Re: CTF: UEFI HTTP boot support

From: Simon J. Gerraty <sjg_at_juniper.net>
Date: Wed, 17 Jun 2020 11:56:22 -0700
Warner Losh <imp_at_bsdimp.com> wrote:
> > loader.conf says
> >
> > rootfs_load="yes"
> > rootfs_name="contents.izo"
> > rootfs_type="md_image"
> > vfs.root.mountfrom="cd9660:/dev/md0.uzip"
> >
> > contents.izo is uzip'd contents.iso which file(1)
> > describes as ISO 9660 CD-ROM filesystem data ''
> >
> > That's for normal boot, for the loader 'install' command
> > it expects an uncompressed iso for rootfs.
> 
> Ok, now the puzzle is how much work to get from a stock FreeBSD .iso
> image to something that works with this.  Obviously we need a non-stock
> /boot/loader.conf file, or to type some commands manually at a loader
> prompt.  I believe the stock GENERIC kernel has the md_root support
> for this already, so it may not be that hard to do.

So obviously we don't use the GENERIC kernel, but
I don't think we have any magic except in 4th files and loader.conf
and for the loader install command its all in the loader itself,
and I've been keeping head up todate on recent fixes/improvements there
since for UEFI I'm using loader.efi built from head.

Oh and all the scripts run by init during boot are custom.

> Looking at the code, I think MD_ROOT alone is insufficient here...
> 
> If there's no MD root provided, we look for the symbols mfs_root and
> mfs_root_end, which I think means that rootfs_ in the above example
> needs to be md_root_ instead so that we find it.

FWIW our kernel options include

options         CD9660
options         MD_ROOT
options         MD_ROOT_FSTYPE=\"cd9660\"
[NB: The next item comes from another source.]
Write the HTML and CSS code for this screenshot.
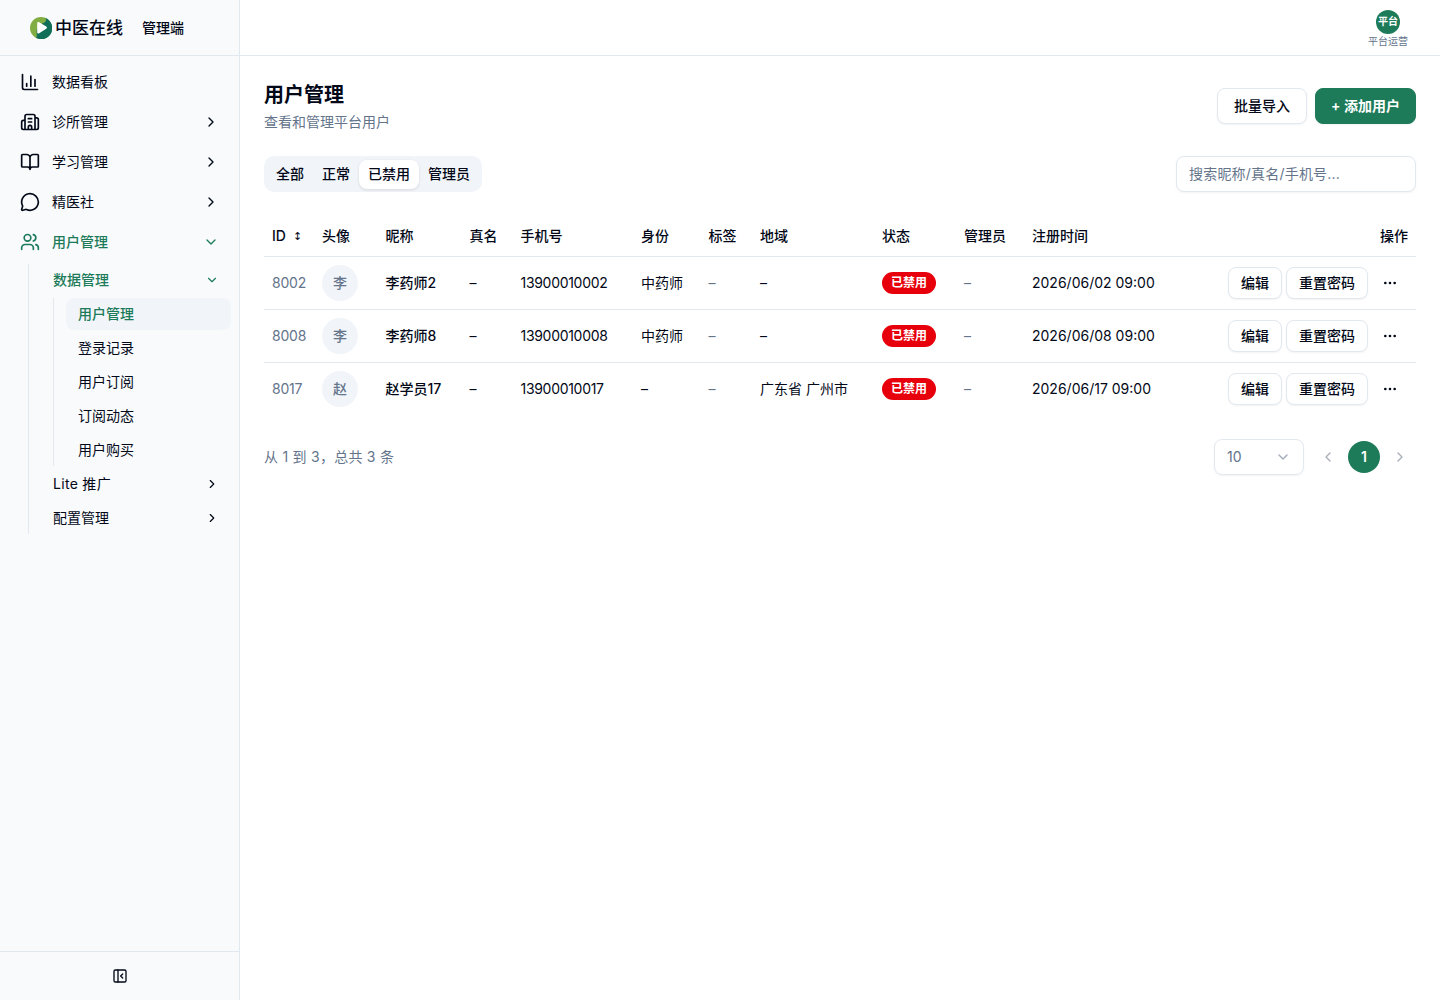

> You may need to have a custom kernel with 'options MD_ROOT_READONLY' because isofs is read-only.
> 
> And there's a small chance you may need to define ROOTDEVNAME in the build as well to be "cd9660:/dev/md0.uzip"

> Every time I do stuff like this I have to re-puzzle it out, alas, but
> these should give you some guide posts. It should be better documented
> in md(4), but isn't at the moment. 
> 
> I'd honestly try to get this setup working first loading all the files
> off a local disk before layering in the networking on top of that.

Agreed! Booting from say tftp://host/install.tar
is far more fragile - the tar file needs to present all the files in
correct order since we cannot seek backwards (much), and tftp sucks ;-)

userboot is very handy for testing all this stuff, though building it to
run on host (the way we do) seems broken in head.